## INFORMATION GIVEN
-- BEGIN --

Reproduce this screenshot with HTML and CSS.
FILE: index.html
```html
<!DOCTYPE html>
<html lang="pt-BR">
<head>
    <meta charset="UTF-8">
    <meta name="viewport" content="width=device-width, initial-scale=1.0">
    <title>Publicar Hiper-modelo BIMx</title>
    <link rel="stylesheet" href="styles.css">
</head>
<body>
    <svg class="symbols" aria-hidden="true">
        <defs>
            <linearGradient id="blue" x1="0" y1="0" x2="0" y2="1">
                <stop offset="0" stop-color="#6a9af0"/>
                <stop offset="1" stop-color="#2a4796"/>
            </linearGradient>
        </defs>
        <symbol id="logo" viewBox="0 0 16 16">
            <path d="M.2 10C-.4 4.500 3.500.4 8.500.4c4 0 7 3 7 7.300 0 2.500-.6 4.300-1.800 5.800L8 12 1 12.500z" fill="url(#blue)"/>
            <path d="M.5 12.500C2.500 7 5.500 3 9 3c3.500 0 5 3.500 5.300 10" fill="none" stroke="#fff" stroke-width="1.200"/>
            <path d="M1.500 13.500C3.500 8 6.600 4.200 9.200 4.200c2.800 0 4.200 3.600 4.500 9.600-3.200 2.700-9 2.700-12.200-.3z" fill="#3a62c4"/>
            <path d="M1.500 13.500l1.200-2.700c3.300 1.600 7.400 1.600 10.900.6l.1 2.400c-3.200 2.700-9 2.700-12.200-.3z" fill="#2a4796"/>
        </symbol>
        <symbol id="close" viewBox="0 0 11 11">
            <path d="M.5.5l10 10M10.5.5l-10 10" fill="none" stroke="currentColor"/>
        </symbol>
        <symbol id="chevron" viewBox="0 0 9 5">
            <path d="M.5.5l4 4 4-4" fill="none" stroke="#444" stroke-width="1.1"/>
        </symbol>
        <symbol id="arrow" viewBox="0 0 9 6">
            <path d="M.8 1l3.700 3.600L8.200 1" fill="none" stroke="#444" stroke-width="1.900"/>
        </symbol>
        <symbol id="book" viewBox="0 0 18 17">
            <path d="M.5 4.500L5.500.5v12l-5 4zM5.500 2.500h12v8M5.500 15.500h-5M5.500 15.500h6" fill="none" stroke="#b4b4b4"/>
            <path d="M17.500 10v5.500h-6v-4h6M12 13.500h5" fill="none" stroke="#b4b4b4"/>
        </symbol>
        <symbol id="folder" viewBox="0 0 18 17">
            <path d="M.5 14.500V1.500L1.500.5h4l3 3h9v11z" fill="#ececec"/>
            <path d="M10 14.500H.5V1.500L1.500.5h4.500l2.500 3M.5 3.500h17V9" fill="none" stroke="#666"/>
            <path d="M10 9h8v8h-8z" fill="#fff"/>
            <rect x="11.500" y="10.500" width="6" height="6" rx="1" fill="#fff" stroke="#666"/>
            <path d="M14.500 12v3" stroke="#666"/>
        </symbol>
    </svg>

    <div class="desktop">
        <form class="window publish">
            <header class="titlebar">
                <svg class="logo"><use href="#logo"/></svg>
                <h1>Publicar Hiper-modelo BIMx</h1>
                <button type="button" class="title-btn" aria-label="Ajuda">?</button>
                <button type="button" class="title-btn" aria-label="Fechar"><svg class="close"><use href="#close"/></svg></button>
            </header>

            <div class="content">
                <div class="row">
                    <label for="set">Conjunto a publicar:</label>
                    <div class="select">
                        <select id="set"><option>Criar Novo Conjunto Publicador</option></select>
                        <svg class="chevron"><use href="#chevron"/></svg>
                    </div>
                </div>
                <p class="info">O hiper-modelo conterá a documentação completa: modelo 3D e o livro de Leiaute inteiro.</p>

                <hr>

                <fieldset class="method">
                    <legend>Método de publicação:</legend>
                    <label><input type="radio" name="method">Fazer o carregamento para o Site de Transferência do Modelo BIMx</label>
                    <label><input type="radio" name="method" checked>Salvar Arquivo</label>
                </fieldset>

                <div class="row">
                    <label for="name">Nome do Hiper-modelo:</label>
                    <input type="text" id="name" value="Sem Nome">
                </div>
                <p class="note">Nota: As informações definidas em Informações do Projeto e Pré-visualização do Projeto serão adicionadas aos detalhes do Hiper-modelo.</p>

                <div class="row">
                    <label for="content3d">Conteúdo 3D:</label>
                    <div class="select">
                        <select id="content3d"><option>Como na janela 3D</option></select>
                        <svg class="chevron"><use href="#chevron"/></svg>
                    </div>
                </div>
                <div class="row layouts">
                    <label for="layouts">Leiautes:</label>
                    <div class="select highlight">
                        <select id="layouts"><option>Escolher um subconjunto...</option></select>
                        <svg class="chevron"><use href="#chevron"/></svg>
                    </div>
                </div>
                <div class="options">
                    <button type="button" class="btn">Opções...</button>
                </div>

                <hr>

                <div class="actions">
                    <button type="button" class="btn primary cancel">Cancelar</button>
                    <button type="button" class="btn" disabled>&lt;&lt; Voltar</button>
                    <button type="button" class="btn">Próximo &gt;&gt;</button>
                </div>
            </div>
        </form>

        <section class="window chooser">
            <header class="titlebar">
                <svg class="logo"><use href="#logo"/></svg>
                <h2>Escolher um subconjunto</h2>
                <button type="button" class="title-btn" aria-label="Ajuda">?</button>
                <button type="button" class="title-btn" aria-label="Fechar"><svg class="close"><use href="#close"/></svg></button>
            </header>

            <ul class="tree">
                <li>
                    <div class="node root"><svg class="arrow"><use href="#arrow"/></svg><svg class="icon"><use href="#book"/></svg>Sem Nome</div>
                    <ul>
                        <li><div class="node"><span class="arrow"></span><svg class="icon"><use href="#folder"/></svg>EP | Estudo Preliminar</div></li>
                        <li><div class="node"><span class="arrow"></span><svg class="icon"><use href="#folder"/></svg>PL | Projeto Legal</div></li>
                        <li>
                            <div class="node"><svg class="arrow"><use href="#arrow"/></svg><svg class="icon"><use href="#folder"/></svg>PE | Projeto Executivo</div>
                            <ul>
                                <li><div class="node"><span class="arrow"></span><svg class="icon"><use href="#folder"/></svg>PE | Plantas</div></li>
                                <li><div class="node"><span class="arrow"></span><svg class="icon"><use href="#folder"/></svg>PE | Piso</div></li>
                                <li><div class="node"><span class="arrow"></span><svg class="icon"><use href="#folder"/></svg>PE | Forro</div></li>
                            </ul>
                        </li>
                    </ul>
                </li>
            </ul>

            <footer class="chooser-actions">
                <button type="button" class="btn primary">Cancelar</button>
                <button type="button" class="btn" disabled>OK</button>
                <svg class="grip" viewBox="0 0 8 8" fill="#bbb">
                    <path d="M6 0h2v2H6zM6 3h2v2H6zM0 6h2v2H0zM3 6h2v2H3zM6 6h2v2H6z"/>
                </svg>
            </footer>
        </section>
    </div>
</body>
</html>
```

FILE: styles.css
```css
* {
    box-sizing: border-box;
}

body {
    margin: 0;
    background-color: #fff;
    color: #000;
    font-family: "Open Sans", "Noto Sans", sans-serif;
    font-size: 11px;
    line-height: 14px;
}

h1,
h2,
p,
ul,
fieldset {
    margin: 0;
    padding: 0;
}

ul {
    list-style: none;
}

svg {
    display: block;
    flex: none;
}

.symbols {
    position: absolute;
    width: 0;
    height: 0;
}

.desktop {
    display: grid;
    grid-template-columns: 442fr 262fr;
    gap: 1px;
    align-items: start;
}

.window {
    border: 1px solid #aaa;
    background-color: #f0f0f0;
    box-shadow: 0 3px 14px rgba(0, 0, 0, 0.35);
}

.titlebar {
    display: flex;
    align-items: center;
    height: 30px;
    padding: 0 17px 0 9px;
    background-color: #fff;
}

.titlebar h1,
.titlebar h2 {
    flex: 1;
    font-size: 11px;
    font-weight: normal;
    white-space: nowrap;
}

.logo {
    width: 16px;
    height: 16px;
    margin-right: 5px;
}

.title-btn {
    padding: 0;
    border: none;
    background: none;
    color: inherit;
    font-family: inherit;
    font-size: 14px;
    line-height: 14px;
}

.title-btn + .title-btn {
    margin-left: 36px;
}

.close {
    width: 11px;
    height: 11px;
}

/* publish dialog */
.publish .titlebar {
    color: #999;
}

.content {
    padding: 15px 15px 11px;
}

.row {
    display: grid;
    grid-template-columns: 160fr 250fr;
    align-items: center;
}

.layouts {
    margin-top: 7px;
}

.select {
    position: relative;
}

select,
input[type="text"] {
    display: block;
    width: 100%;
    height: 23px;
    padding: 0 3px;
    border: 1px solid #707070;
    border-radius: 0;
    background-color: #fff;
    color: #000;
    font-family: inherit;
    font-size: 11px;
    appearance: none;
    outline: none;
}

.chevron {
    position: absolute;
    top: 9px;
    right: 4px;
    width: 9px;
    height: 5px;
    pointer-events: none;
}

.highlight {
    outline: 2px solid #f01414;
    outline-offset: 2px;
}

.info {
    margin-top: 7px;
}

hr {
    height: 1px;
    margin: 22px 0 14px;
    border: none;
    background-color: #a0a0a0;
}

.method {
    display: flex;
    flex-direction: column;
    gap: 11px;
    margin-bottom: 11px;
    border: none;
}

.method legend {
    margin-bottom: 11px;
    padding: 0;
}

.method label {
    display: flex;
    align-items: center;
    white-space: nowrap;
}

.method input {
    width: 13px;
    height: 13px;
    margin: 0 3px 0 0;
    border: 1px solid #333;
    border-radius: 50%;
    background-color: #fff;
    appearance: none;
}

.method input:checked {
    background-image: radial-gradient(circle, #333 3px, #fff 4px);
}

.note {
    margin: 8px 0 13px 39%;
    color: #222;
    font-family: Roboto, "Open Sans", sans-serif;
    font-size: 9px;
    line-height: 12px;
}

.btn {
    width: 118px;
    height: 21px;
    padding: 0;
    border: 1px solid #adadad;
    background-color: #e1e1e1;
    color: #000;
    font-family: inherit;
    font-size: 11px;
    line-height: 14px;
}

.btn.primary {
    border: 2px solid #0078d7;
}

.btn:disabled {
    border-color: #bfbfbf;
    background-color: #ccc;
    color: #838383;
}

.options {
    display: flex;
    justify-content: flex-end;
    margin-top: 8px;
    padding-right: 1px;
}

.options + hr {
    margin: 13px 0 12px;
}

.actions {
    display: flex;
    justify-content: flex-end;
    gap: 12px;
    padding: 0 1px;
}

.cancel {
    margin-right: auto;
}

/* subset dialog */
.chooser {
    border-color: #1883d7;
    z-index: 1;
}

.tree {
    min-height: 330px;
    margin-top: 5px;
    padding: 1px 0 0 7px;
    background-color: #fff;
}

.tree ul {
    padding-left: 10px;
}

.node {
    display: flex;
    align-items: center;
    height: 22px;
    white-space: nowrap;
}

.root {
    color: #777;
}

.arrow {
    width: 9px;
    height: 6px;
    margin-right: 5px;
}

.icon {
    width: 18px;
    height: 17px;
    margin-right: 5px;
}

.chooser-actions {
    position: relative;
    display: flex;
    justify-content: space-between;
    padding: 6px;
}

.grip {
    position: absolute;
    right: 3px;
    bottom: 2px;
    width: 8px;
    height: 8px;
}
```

-- END --
-- BEGIN --

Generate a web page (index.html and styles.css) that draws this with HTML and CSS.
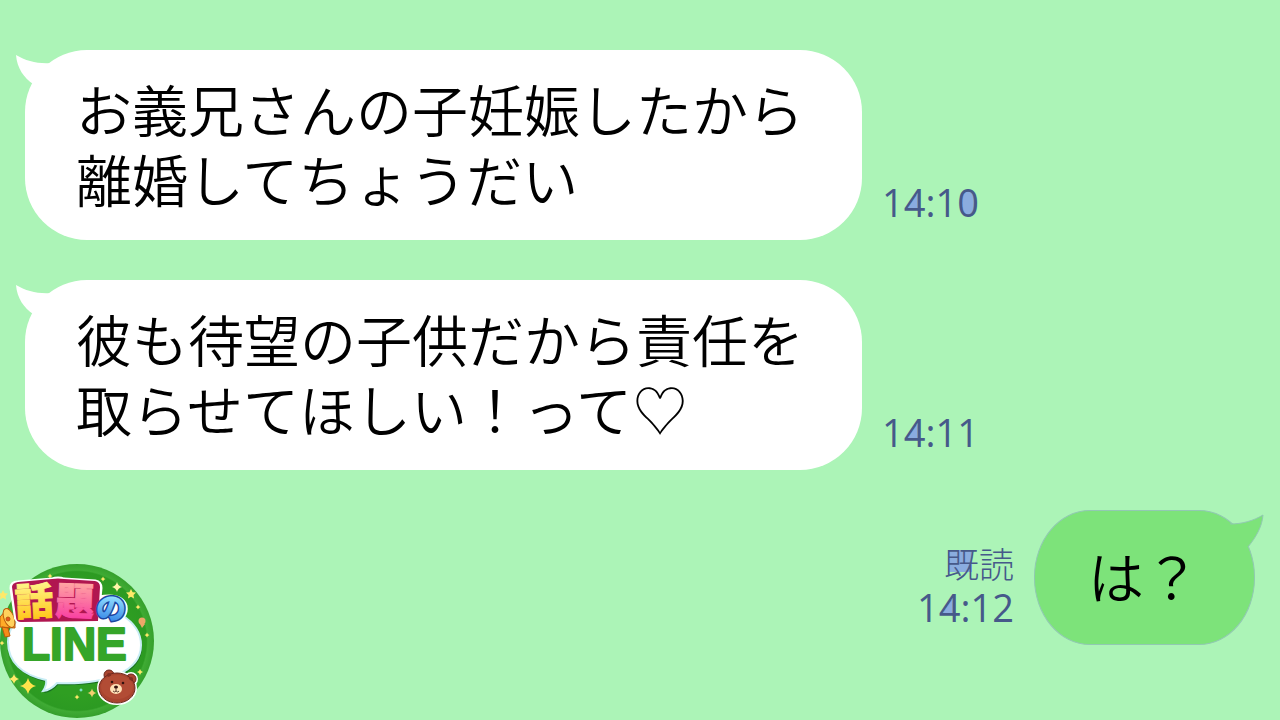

-- END --

## TO BE DONE
Pick out the lines containing the string "this".

## SOLUTION
Reproduce this screenshot with HTML and CSS.
Generate a web page (index.html and styles.css) that draws this with HTML and CSS.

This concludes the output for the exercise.